Research consumers should also make sure they know their own investment goals and be mindful about how these differ from those implied by research reports. A temporal mismatch or disconnect in risk aversion could completely alter the applicability of reports.

Consume a lot of research, and hold analysts accountable

For those fund managers wishing for a more reliable research product, the most effective move is to vote with your wallets, and buy reports from the most accurate and conflict-free sources.

It might be expensive to source research from multiple sources, but there’s value in diversifying the viewpoints to which you are exposed. It’s unlikely that you will move on from low-quality research if that’s all you are reading.

Additionally, consuming a large volume of research from different sources helps forge a meta perspective, allowing investors to identify and overcome worrisome trends in research.

Equity Research Continues to be Useful, but Should be Consumed Thoughtfully

The equity research industry has undergone profound changes in recent years, due to regulatory changes, the emergence of independent research shops, as well as more automated methods of analyzing public company performance.

At the same time, smart investors are looking at broader sets of investments and taking a more active approach to research. This is facilitated by the increasing quantity of publicly available information on listed companies.
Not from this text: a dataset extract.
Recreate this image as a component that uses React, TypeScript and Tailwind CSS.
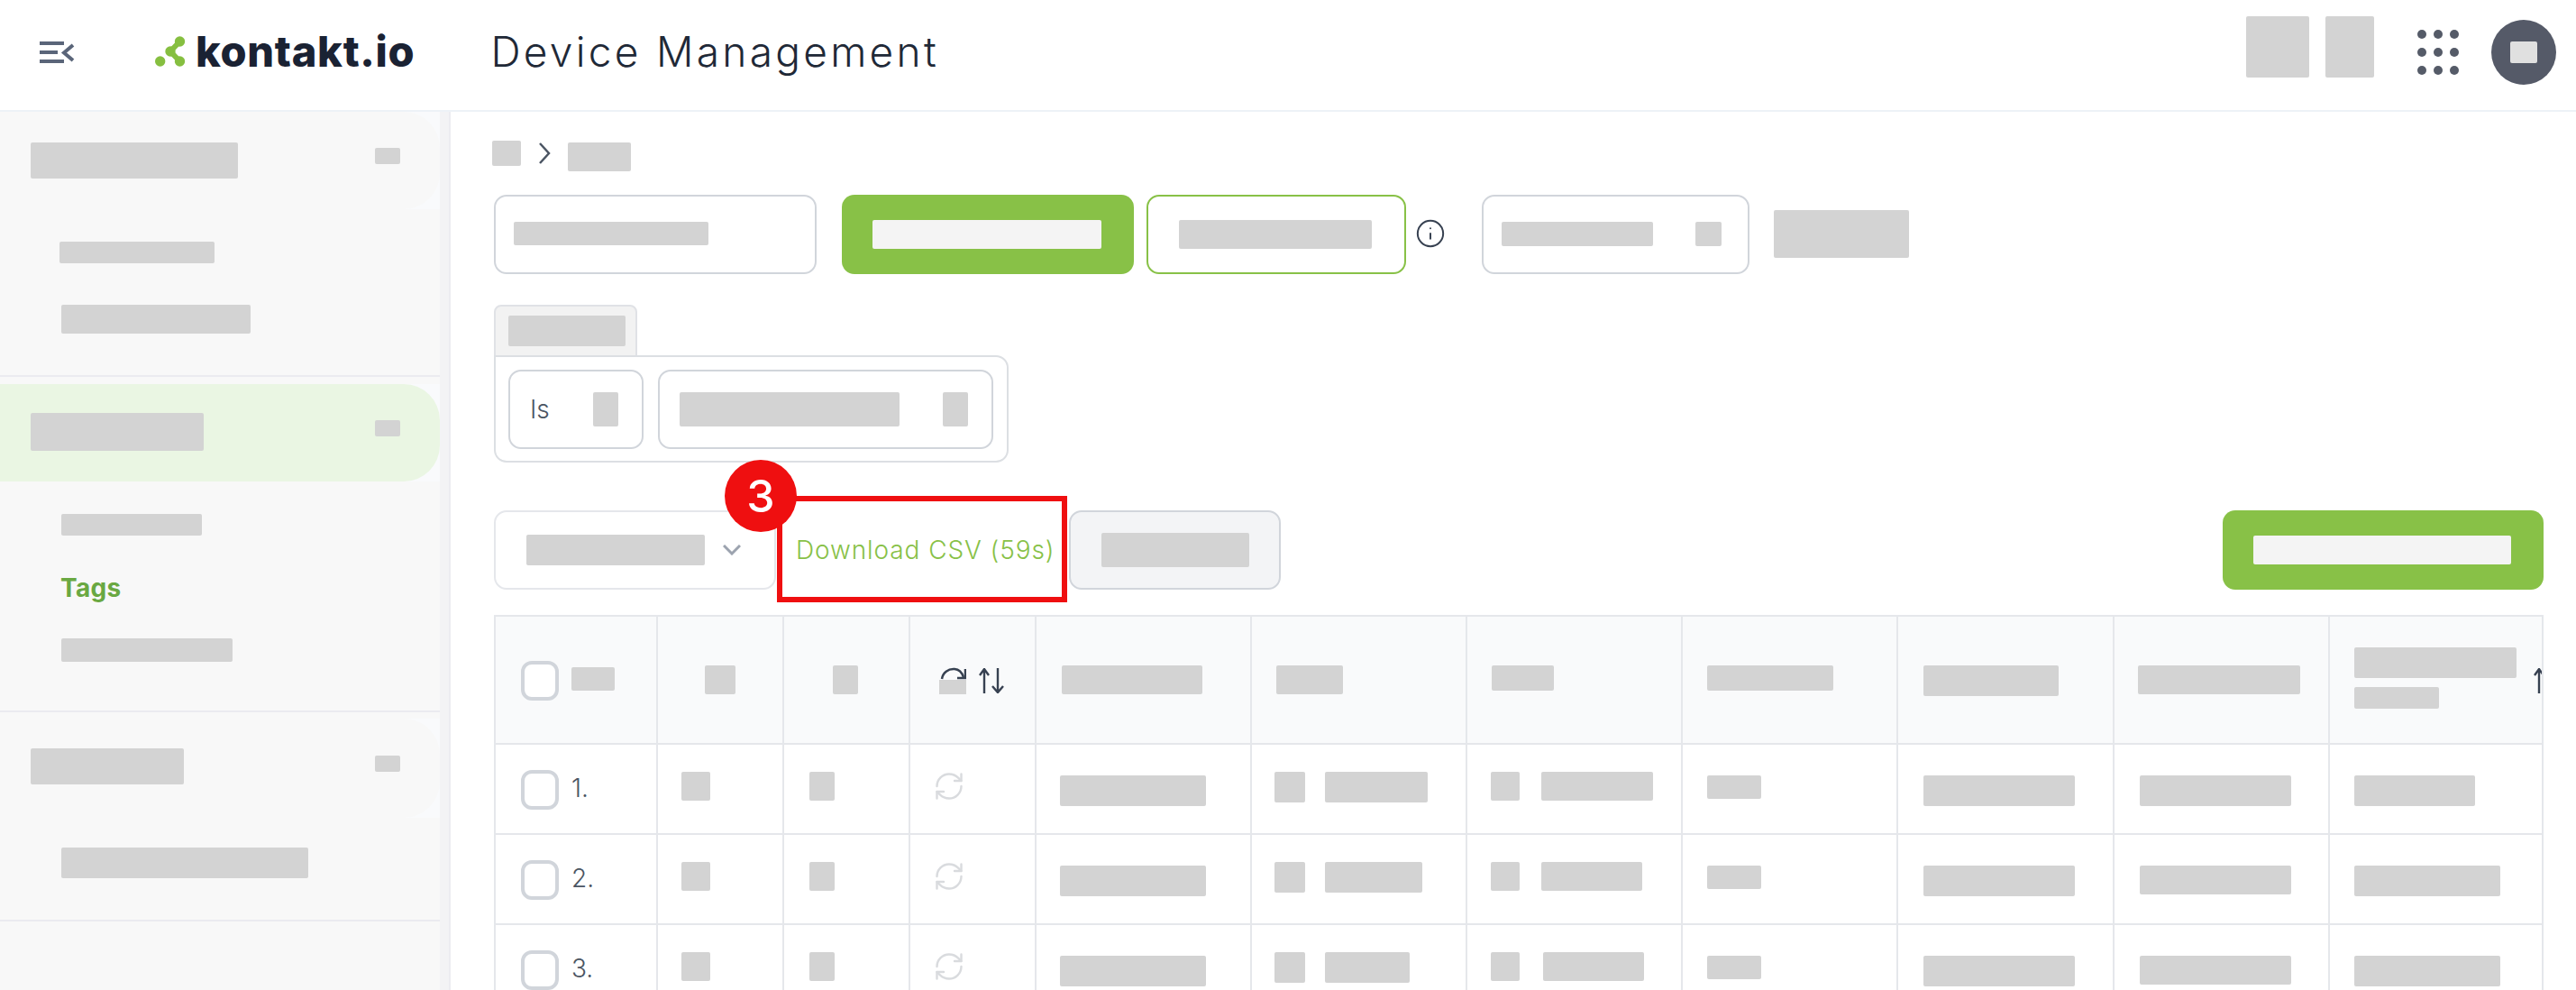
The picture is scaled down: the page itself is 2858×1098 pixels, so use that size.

Nevertheless, good research continues to be extremely valuable. It lets you manage a wider pipeline of investment opportunities and be more efficient.

An informed and thoughtful approach can enhance the value of research reports for investors, so asset managers can better serve clients (and their own bottom lines) by considering the content above.

Research consumers need to be wary of predictable errors, analyst incentives, conflicts of interest, and the prevalence of herd-like mentality.

If you can adjust your interpretation of research along these lines, then you can focus on the most valuable aspects of research, namely idea generation, corporate access, and delegation of time-consuming activities.